BEGIN Extracted records

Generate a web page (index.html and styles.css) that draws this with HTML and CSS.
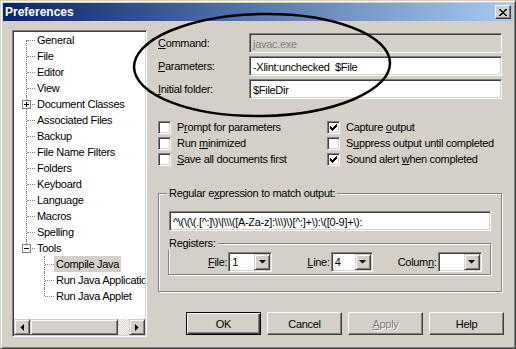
FILE: index.html
```html
<!DOCTYPE html>
<html lang="en">
<head>
    <meta charset="UTF-8">
    <title>Preferences</title>
    <link rel="stylesheet" href="styles.css">
</head>
<body>
    <div class="window">
        <div class="titlebar">
            <span class="title">Preferences</span>
            <span class="close-btn">
                <svg width="8" height="7" viewBox="0 0 8 7"><path d="M0 0h2v1h-2zM6 0h2v1h-2zM1 1h2v1h-2zM5 1h2v1h-2zM2 2h4v1h-4zM3 3h2v1h-2zM2 4h4v1h-4zM1 5h2v1h-2zM5 5h2v1h-2zM0 6h2v1h-2zM6 6h2v1h-2z" fill="#000"/></svg>
            </span>
        </div>

        <div class="main">
            <!-- category tree -->
            <div class="tree-box">
                <div class="tree-view">
                    <ul class="tree">
                        <li><span class="node">General</span></li>
                        <li><span class="node">File</span></li>
                        <li><span class="node">Editor</span></li>
                        <li><span class="node">View</span></li>
                        <li>
                            <svg class="expander" width="9" height="9" viewBox="0 0 9 9"><rect x="0.5" y="0.5" width="8" height="8" fill="#fff" stroke="#808080"/><path d="M2 4.5h5M4.5 2v5" stroke="#000"/></svg>
                            <span class="node">Document Classes</span>
                        </li>
                        <li><span class="node">Associated Files</span></li>
                        <li><span class="node">Backup</span></li>
                        <li><span class="node">File Name Filters</span></li>
                        <li><span class="node">Folders</span></li>
                        <li><span class="node">Keyboard</span></li>
                        <li><span class="node">Language</span></li>
                        <li><span class="node">Macros</span></li>
                        <li><span class="node">Spelling</span></li>
                        <li>
                            <svg class="expander" width="9" height="9" viewBox="0 0 9 9"><rect x="0.5" y="0.5" width="8" height="8" fill="#fff" stroke="#808080"/><path d="M2 4.5h5" stroke="#000"/></svg>
                            <span class="node">Tools</span>
                            <ul class="subtree">
                                <li><span class="node selected">Compile Java</span></li>
                                <li><span class="node">Run Java Application</span></li>
                                <li><span class="node">Run Java Applet</span></li>
                            </ul>
                        </li>
                    </ul>
                </div>
                <div class="hscroll">
                    <span class="sb-btn">
                        <svg width="4" height="7" viewBox="0 0 4 7"><path d="M4 0v7L0.5 3.5z" fill="#000"/></svg>
                    </span>
                    <span class="sb-thumb"></span>
                    <span class="sb-track"></span>
                    <span class="sb-btn">
                        <svg width="4" height="7" viewBox="0 0 4 7"><path d="M0 0v7L3.5 3.5z" fill="#000"/></svg>
                    </span>
                </div>
            </div>

            <!-- tool settings -->
            <div class="panel">
                <div class="form-rows">
                    <div class="form-row">
                        <span class="form-label"><u>C</u>ommand:</span>
                        <span class="field disabled">javac.exe</span>
                    </div>
                    <div class="form-row">
                        <span class="form-label"><u>P</u>arameters:</span>
                        <span class="field">-Xlint:unchecked&nbsp; $File</span>
                    </div>
                    <div class="form-row">
                        <span class="form-label"><u>I</u>nitial folder:</span>
                        <span class="field">$FileDir</span>
                    </div>
                </div>

                <div class="checks">
                    <div class="check"><span class="cb"></span><span>P<u>r</u>ompt for parameters</span></div>
                    <div class="check"><span class="cb"><svg width="7" height="7" viewBox="0 0 7 7"><path d="M6 0h1v3h-1zM5 1h1v3h-1zM4 2h1v3h-1zM3 3h1v3h-1zM2 4h1v3h-1zM1 3h1v3h-1zM0 2h1v3h-1z" fill="#000"/></svg></span><span>Capture <u>o</u>utput</span></div>
                    <div class="check"><span class="cb"></span><span>Run <u>m</u>inimized</span></div>
                    <div class="check"><span class="cb"></span><span>S<u>u</u>ppress output until completed</span></div>
                    <div class="check"><span class="cb"></span><span><u>S</u>ave all documents first</span></div>
                    <div class="check"><span class="cb"><svg width="7" height="7" viewBox="0 0 7 7"><path d="M6 0h1v3h-1zM5 1h1v3h-1zM4 2h1v3h-1zM3 3h1v3h-1zM2 4h1v3h-1zM1 3h1v3h-1zM0 2h1v3h-1z" fill="#000"/></svg></span><span>Sound alert <u>w</u>hen completed</span></div>
                </div>

                <fieldset class="group">
                    <legend>Regular e<u>x</u>pression to match output:</legend>
                    <div class="field regex">^\(\(\(.[^:]\)\|\\\([A-Za-z]:\\\)\)[^:]+\):\([0-9]+\):</div>

                    <fieldset class="group registers">
                        <legend>Registers:</legend>
                        <div class="reg-row">
                            <div class="reg reg-file">
                                <span><u>F</u>ile:</span>
                                <span class="combo"><span class="combo-val">1</span><span class="combo-btn"><svg width="7" height="4" viewBox="0 0 7 4"><path d="M0 0h7L3.5 3.5z" fill="#000"/></svg></span></span>
                            </div>
                            <div class="reg reg-line">
                                <span><u>L</u>ine:</span>
                                <span class="combo short"><span class="combo-val">4</span><span class="combo-btn"><svg width="7" height="4" viewBox="0 0 7 4"><path d="M0 0h7L3.5 3.5z" fill="#000"/></svg></span></span>
                            </div>
                            <div class="reg reg-col">
                                <span>Colum<u>n</u>:</span>
                                <span class="combo"><span class="combo-val"></span><span class="combo-btn"><svg width="7" height="4" viewBox="0 0 7 4"><path d="M0 0h7L3.5 3.5z" fill="#000"/></svg></span></span>
                            </div>
                        </div>
                    </fieldset>
                </fieldset>

                <div class="buttons">
                    <span class="btn default">OK</span>
                    <span class="btn">Cancel</span>
                    <span class="btn disabled"><u>A</u>pply</span>
                    <span class="btn">Help</span>
                </div>
            </div>
        </div>

        <!-- hand drawn highlight around the command fields -->
        <svg class="annotation" width="516" height="349" viewBox="0 0 516 349">
            <ellipse cx="261" cy="64" rx="128" ry="51" transform="rotate(-1 261 64)" fill="none" stroke="#000" stroke-width="2.5"/>
        </svg>
    </div>
</body>
</html>
```

FILE: styles.css
```css
body {
    margin: 0;
    font-family: "Liberation Sans", Arial, sans-serif;
    font-size: 11px;
    letter-spacing: -0.3px;
    color: #000;
}

u {
    text-decoration: underline;
    text-underline-offset: 1px;
}

.window {
    position: relative;
    width: 516px;
    height: 349px;
    box-sizing: border-box;
    background: #d4d0c8;
    border: 1px solid;
    border-color: #d4d0c8 #404040 #404040 #d4d0c8;
    box-shadow: inset 1px 1px #fff, inset -1px -1px #808080;
    padding: 2px;
}

/* title bar */
.titlebar {
    height: 18px;
    display: flex;
    align-items: center;
    justify-content: space-between;
    padding: 0 2px 0 2px;
    background: linear-gradient(to right, #0a246a, #a6caf0);
}

.title {
    color: #fff;
    font-weight: bold;
    font-size: 12px;
    letter-spacing: 0;
}

.close-btn {
    width: 16px;
    height: 14px;
    box-sizing: border-box;
    display: flex;
    align-items: center;
    justify-content: center;
    background: #d4d0c8;
    border: 1px solid;
    border-color: #fff #404040 #404040 #fff;
    box-shadow: inset -1px -1px #808080;
}

.main {
    display: flex;
    padding: 9px 0 0 9px;
}

/* tree */
.tree-box {
    width: 135px;
    height: 307px;
    box-sizing: border-box;
    background: #fff;
    border: 1px solid;
    border-color: #808080 #fff #fff #808080;
    box-shadow: inset 1px 1px #404040, inset -1px -1px #d4d0c8;
    padding: 1px;
    display: flex;
    flex-direction: column;
}

.tree-view {
    height: 287px;
    overflow: hidden;
}

.tree,
.subtree {
    list-style: none;
    margin: 0;
    padding: 0;
}

.tree {
    padding-left: 12px;
}

.tree li {
    position: relative;
    padding-left: 9px;
    white-space: nowrap;
}

.subtree {
    margin-left: 9px;
}

.subtree li {
    padding-left: 10px;
}

.tree li::before {
    content: "";
    position: absolute;
    left: 0;
    top: 0;
    bottom: 0;
    border-left: 1px dotted #808080;
}

.tree li:first-child::before {
    top: 8px;
}

.tree li:last-child::before {
    bottom: auto;
    height: 8px;
}

.subtree li:first-child::before {
    top: 0;
}

.tree li::after {
    content: "";
    position: absolute;
    left: 1px;
    top: 8px;
    width: 8px;
    border-top: 1px dotted #808080;
}

.subtree li::after {
    width: 9px;
}

.expander {
    position: absolute;
    left: -4px;
    top: 4px;
    z-index: 1;
}

.node {
    display: inline-block;
    height: 16px;
    line-height: 16px;
    padding: 0 2px;
}

.node.selected {
    background: #d4d0c8;
}

.hscroll {
    height: 16px;
    display: flex;
}

.sb-btn,
.sb-thumb {
    box-sizing: border-box;
    height: 16px;
    background: #d4d0c8;
    border: 1px solid;
    border-color: #d4d0c8 #404040 #404040 #d4d0c8;
    box-shadow: inset 1px 1px #fff, inset -1px -1px #808080;
}

.sb-btn {
    width: 16px;
    display: flex;
    align-items: center;
    justify-content: center;
}

.sb-thumb {
    width: 88px;
}

.sb-track {
    flex: 1;
    background: repeating-conic-gradient(#fff 0 25%, #d4d0c8 0 50%) 0 0 / 2px 2px;
}

/* right panel */
.panel {
    width: 346px;
    margin-left: 11px;
    padding-top: 3px;
}

.form-rows {
    display: flex;
    flex-direction: column;
    gap: 3px;
}

.form-row {
    display: flex;
    align-items: center;
}

.form-label {
    width: 91px;
}

.field {
    box-sizing: border-box;
    width: 253px;
    height: 20px;
    line-height: 16px;
    padding: 2px 3px;
    background: #fff;
    border: 1px solid;
    border-color: #808080 #fff #fff #808080;
    box-shadow: inset 1px 1px #404040, inset -1px -1px #d4d0c8;
    white-space: nowrap;
    overflow: hidden;
}

.field.disabled {
    background: #d4d0c8;
    color: #808080;
}

.checks {
    display: grid;
    grid-template-columns: 169px 1fr;
    grid-auto-rows: 16px;
    margin-top: 20px;
}

.check {
    display: flex;
    align-items: center;
    gap: 6px;
    white-space: nowrap;
}

.cb {
    width: 13px;
    height: 13px;
    box-sizing: border-box;
    flex: none;
    display: flex;
    align-items: center;
    justify-content: center;
    background: #fff;
    border: 1px solid;
    border-color: #808080 #fff #fff #808080;
    box-shadow: inset 1px 1px #404040, inset -1px -1px #d4d0c8;
}

/* group boxes */
.group {
    margin: 20px 2px 0 0;
    padding: 3px 10px 16px 10px;
    border: 1px solid #808080;
    box-shadow: inset 1px 1px #fff, 1px 1px #fff;
    min-width: 0;
}

.group legend {
    padding: 0 2px;
    margin-left: -2px;
    line-height: 13px;
    background: #d4d0c8;
}

.field.regex {
    width: 100%;
    margin-top: 8px;
}

.group.registers {
    margin: 6px 0 0 -1px;
    padding: 2px 0 2px 0;
}

.reg-row {
    display: flex;
    align-items: center;
}

.reg {
    display: flex;
    align-items: center;
    gap: 1px;
}

.reg-file {
    margin-left: 39px;
}

.reg-line {
    margin-left: 35px;
}

.reg-col {
    margin-left: 25px;
}

.combo {
    box-sizing: border-box;
    width: 44px;
    height: 20px;
    display: flex;
    background: #fff;
    border: 1px solid;
    border-color: #808080 #fff #fff #808080;
    box-shadow: inset 1px 1px #404040, inset -1px -1px #d4d0c8;
    padding: 1px;
}

.combo.short {
    width: 42px;
}

.combo-val {
    flex: 1;
    padding-left: 2px;
    line-height: 16px;
}

.combo-btn {
    box-sizing: border-box;
    width: 16px;
    height: 16px;
    display: flex;
    align-items: center;
    justify-content: center;
    background: #d4d0c8;
    border: 1px solid;
    border-color: #d4d0c8 #404040 #404040 #d4d0c8;
    box-shadow: inset 1px 1px #fff, inset -1px -1px #808080;
}

/* buttons */
.buttons {
    display: flex;
    justify-content: flex-end;
    gap: 6px;
    margin-top: 20px;
}

.btn {
    box-sizing: border-box;
    width: 75px;
    height: 23px;
    display: flex;
    align-items: center;
    justify-content: center;
    border: 1px solid;
    border-color: #fff #404040 #404040 #fff;
    box-shadow: inset -1px -1px #808080;
}

.btn.default {
    border-color: #000;
    box-shadow: inset 1px 1px #fff, inset -1px -1px #404040, inset -2px -2px #808080;
}

.btn.disabled {
    color: #808080;
    text-shadow: 1px 1px #fff;
}

.annotation {
    position: absolute;
    left: 0;
    top: 0;
    pointer-events: none;
}
```
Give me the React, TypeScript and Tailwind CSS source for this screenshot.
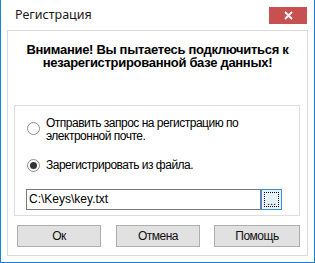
import React from "react";

const font = { fontFamily: '"Liberation Sans", Arial, sans-serif' };

function Btn({ label, w }: { label: string; w: string }) {
  return (
    <div
      className={`${w} h-[22px] bg-[#e1e1e1] border border-[#adadad] flex items-center justify-center text-[12px] tracking-[-0.5px] text-[#111] leading-none`}
    >
      {label}
    </div>
  );
}

function Radio({ checked }: { checked?: boolean }) {
  return (
    <div className="w-[13px] h-[13px] rounded-full border border-[#8f8f8f] bg-white flex items-center justify-center shrink-0">
      {checked && <div className="w-[7px] h-[7px] rounded-full bg-[#333]" />}
    </div>
  );
}

export default function App() {
  return (
    <div
      className="w-[315px] h-[263px] bg-white border-x border-b border-[#1883d7] flex flex-col text-black"
      style={font}
    >
      <div className="h-[30px] flex items-start shrink-0">
        <div
          className="pl-[14px] pt-[7px] text-[12.5px] leading-[16px] text-[#1a1a1a]"
          style={{ fontFamily: '"Noto Sans", sans-serif' }}
        >
          Регистрация
        </div>
        <div className="ml-auto mr-[7px] mt-[7px] w-[38px] h-[17px] bg-[#c75050] flex items-center justify-center">
          <svg width="9" height="9" viewBox="0 0 9 9">
            <path d="M1 1 L8 8 M8 1 L1 8" stroke="white" strokeWidth="1.8" />
          </svg>
        </div>
      </div>
      <div className="ml-[6px] w-[301px] h-[226px] border border-[#dadada] flex flex-col">
        <div className="pt-[12px] h-[74px] text-center font-bold text-[13px] leading-[13px] tracking-[-0.3px]">
          Внимание! Вы пытаетесь подключиться к
          <br />
          незарегистрированной базе данных!
        </div>
        <div className="ml-[6px] w-[286px] h-[111px] border border-[#dcdcdc] flex flex-col text-[12px] leading-[13px] tracking-[-0.5px]">
          <div className="flex items-start pl-[12px] pt-[11px]">
            <div className="mt-[5px]">
              <Radio />
            </div>
            <div className="ml-[6px]">
              Отправить запрос на регистрацию по
              <br />
              электронной почте.
            </div>
          </div>
          <div className="flex items-center pl-[12px] pt-[16px]">
            <Radio checked />
            <div className="ml-[6px]">Зарегистрировать из файла.</div>
          </div>
          <div className="flex pl-[11px] mt-[17px] tracking-normal">
            <div className="w-[235px] h-[21px] border border-[#7a7a7a] bg-white flex items-center pl-[2px] text-[12px]">
              C:\Keys\key.txt
            </div>
            <div className="w-[21px] h-[21px] border border-[#3c8de0] bg-[#e5f1fb] flex items-center justify-center">
              <div className="w-[15px] h-[15px] border border-dotted border-black flex items-end justify-center text-[11px] leading-[10px]">
                ...
              </div>
            </div>
          </div>
        </div>
        <div className="flex mt-[9px] ml-[9px]">
          <Btn label="Ок" w="w-[84px]" />
          <div className="w-[15px]" />
          <Btn label="Отмена" w="w-[84px]" />
          <div className="w-[14px]" />
          <Btn label="Помощь" w="w-[86px]" />
        </div>
      </div>
    </div>
  );
}
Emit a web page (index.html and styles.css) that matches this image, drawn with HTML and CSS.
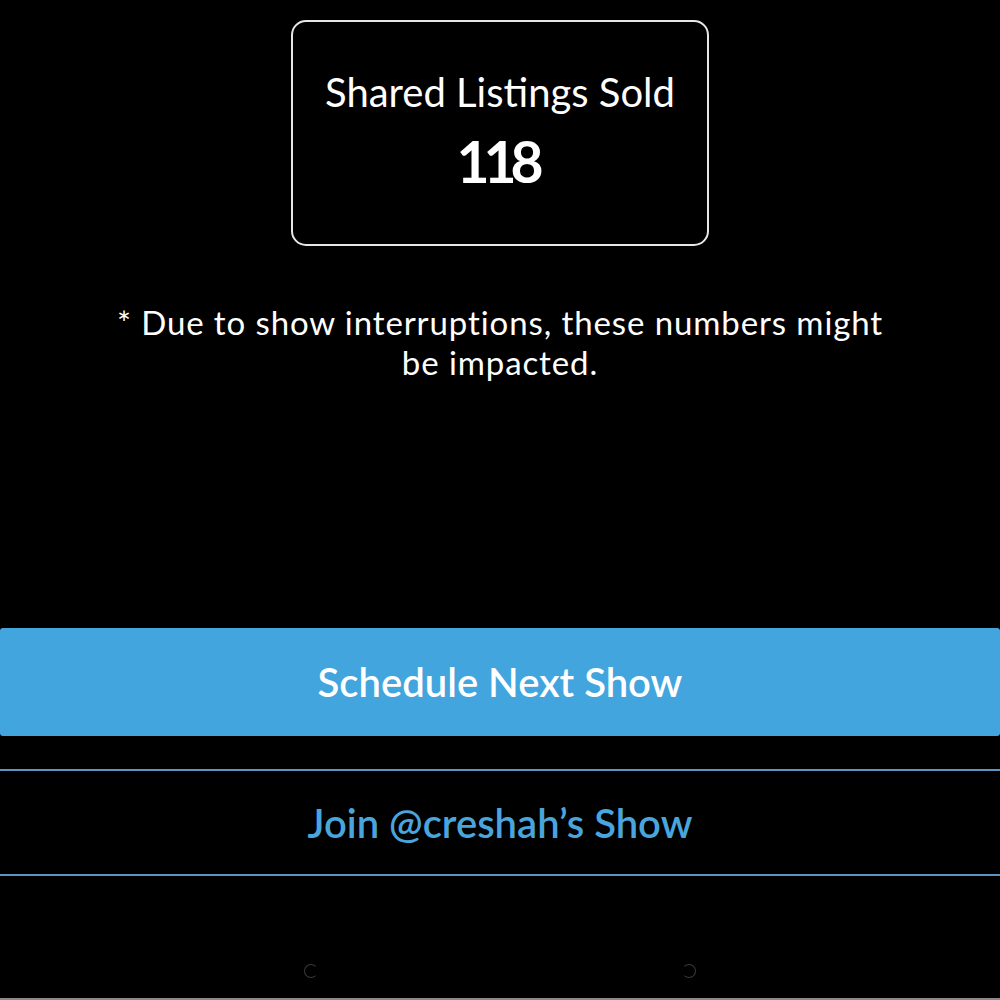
FILE: index.html
```html
<!DOCTYPE html>
<html lang="en">
<head>
  <meta charset="UTF-8" />
  <meta name="viewport" content="width=device-width, initial-scale=1.0" />
  <title>Show Summary</title>
  <link rel="stylesheet" href="styles.css">
</head>
<body>
  <div class="screen">
    <div class="stat-card">
      <div class="stat-label">Shared Listings Sold</div>
      <div class="stat-value">118</div>
    </div>

    <p class="note">* Due to show interruptions, these numbers might be impacted.</p>

    <div class="actions">
      <button class="btn btn-primary">Schedule Next Show</button>
      <button class="btn btn-outline">Join @creshah’s Show</button>
    </div>

    <div class="home-bar">
      <span class="cap cap-left"></span>
      <span class="cap cap-right"></span>
    </div>
  </div>
</body>
</html>
```

FILE: styles.css
```css
:root {
  --blue: #42a5de;
  --blue-text: #4aa5dc;
  --blue-line: #5b93c2;
}
body {
  margin: 0;
  background: #000;
  color: #fff;
  font-family: Lato, "Noto Sans", sans-serif;
}
.screen {
  height: 1000px;
  border-bottom: 2px solid #8a8a8a;
  display: flex;
  flex-direction: column;
  align-items: center;
  padding-top: 20px;
  box-sizing: border-box;
}
.stat-card {
  width: 418px;
  height: 226px;
  border: 2px solid #e6e6e6;
  border-radius: 15px;
  display: flex;
  flex-direction: column;
  align-items: center;
  padding-top: 46px;
  box-sizing: border-box;
}
.stat-label {
  font-size: 40px;
  line-height: 48px;
}
.stat-value {
  margin-top: 15px;
  font-size: 57px;
  line-height: 60px;
  font-weight: 700;
  letter-spacing: -6px;
  padding-right: 6px;
}
.note {
  margin: 56px 0 0;
  width: 775px;
  text-align: center;
  font-size: 33px;
  line-height: 40px;
  letter-spacing: 0.9px;
}
.actions {
  margin-top: 246px;
  width: 100%;
  display: flex;
  flex-direction: column;
  gap: 33px;
}
.btn {
  width: 100%;
  height: 108px;
  border: none;
  font-family: inherit;
  font-size: 40px;
  font-weight: 600;
  padding: 0;
  cursor: pointer;
}
.btn-primary {
  background: var(--blue);
  color: #fff;
  border-radius: 3px;
}
.btn-outline {
  height: 107px;
  background: #000;
  color: var(--blue-text);
  border-top: 2px solid var(--blue-line);
  border-bottom: 2px solid var(--blue-line);
}
.home-bar {
  margin-top: 88px;
  width: 392px;
  display: flex;
  justify-content: space-between;
}
.cap {
  width: 12px;
  height: 12px;
  border: 1.5px solid #3a3a3a;
  border-radius: 50%;
}
.cap-left { border-right-color: transparent; }
.cap-right { border-left-color: transparent; }
```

END Extracted records

__Directions__.
Look through the entries above. Extract each line with the word "page".

__Response__.
Generate a web page (index.html and styles.css) that draws this with HTML and CSS.
Emit a web page (index.html and styles.css) that matches this image, drawn with HTML and CSS.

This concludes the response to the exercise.